Pour plus d'informations concernant le droit pénal et la procédure pénale matérielle étrangère, l'organisation judiciaire en matière pénale, y compris le ministère public, et sur le droit relatif à la mise à exécution de sanctions pénales, on pourrait envisager un développement croissant du Protocole additionnel à la Convention européenne relative au domaine de l'information sur le droit étranger. Ces modifications permettraient aux autorités judiciaires de développer dans plus d'un cas une stratégie de poursuite, de procédure et d'entraide judiciaire mieux étudiée ainsi que de procéder, notamment dans le cadre de l'entraide mineure, à un contrôle judiciaire double. L'on pourrait enfin promouvoir une formation appropriée des magistrats concernant les mécanismes de l'entraide judiciaire en matière pénale dans la pratique. Le fait que les magistrats soient disposés à développer des initiatives permettant d'améliorer dans un contexte internationalisé le statut juridique du citoyen individuel, sans pour autant porter préjudice à un maintien de l'ordre efficace et souple du droit pénal, devrait être encouragé dans ce domaine. Le présent rapport a pour but d'y contribuer.

Actuellement, et dans l'attente d'initiatives politiques et légales aussi bien au niveau international que national, il est souvent possible de mettre en pratique le concept de protection juridique.

En premier lieu, nous pensons que les autorités judiciaires pourraient parfaitement donner suite à des demandes introduites par les parties au procès -pour autant qu'elles soient acceptables- afin d'obtenir des informations sur le droit étranger en faisant appel au traité de renseignements mentionné.

D'autres initiatives peuvent être prises, principalement dans le cadre de l'entraide mineure. Au cours de l'instruction tout particulièrement, la position juridique du prévenu en droit pénal belge - que l'affaire se déroule en tout ou en partie sur le territoire belge - est souvent particulièrement précaire. Selon nous, l'on devrait toujours essayer, sur une base prétorienne, si cela s'avère nécessaire pour le bon fonctionnement de l'instruction, de donner à la défense plus de limpidité dans l'affaire. Quand cela ne porte pas préjudice à l'efficacité de l'instruction ou à l'entraide judiciaire en matière pénale, ou n'entraîne pas de retards inacceptables, on pourrait, à la demande de la défense, (faire) procéder à des enquêtes ou des interrogatoires (supplémentaires) ou (faire) poser certaines questions à décharge à des témoins étrangers. L'on pourrait également demander aux autorités étrangères - pour autant que leur ordre public le permette - d'autoriser l'enregistrement (vidéo) d'un interrogatoire qui est demandé par commission rogatoire, et cela, tant dans l'intérêt de la protection juridique que dans celui du procès.
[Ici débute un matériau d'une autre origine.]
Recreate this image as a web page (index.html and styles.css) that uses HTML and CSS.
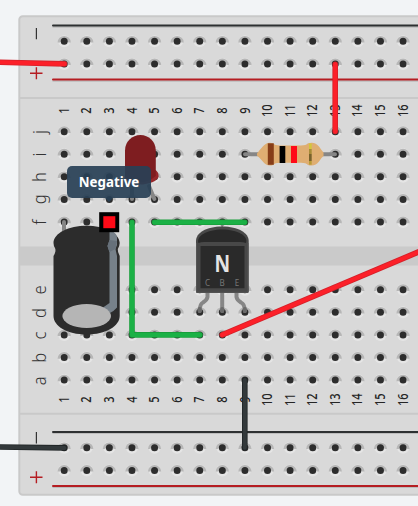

En outre, la venue de témoins et d'experts étrangers en Belgique, tant d'un point de vue financier qu'en vue d'obtenir un jugement optimal (immédiateté), devrait être encouragée.

Quand, dès l'instruction, on n'ouvre pas suffisamment l'affaire à la défense, c'est en fait au juge du fond que revient la possibilité d'assurer un débat contradictoire judicieux. Selon nous, c'est sur lui que le devoir d'instruction repose, afin, si la défense insiste, d'ordonner par jugement interlocutoire ou, simplement, de demander au ministère public que l'on procède (fasse procéder) à des enquêtes ou à des interrogatoires (supplémentaires) à l'étranger et que l'on pose (fasse poser) certaines questions à décharge. De plus, lors du jugement, la défense devrait pouvoir être autorisée à exécuter la commission rogatoire, et le juge devrait pouvoir se rendre lui-même à l'étranger. A l'avenir, il faudra peut-être également envisager la possibilité de procéder à des interrogatoires par satellite.

Enfin, nous pensons qu'il est important que le juge exerce un double contrôle judiciaire. Il devrait notamment vérifier la conformité de l'intervention d'autorités étrangères dans une affaire pénale belge aux règles qui sont appliquées à l'étranger et, lorsqu'il constate une infraction, ordonner les suites qui s'imposent. Le Protocole additionnel à la Convention européenne relative au domaine de l'information sur le droit étranger peut l'y aider.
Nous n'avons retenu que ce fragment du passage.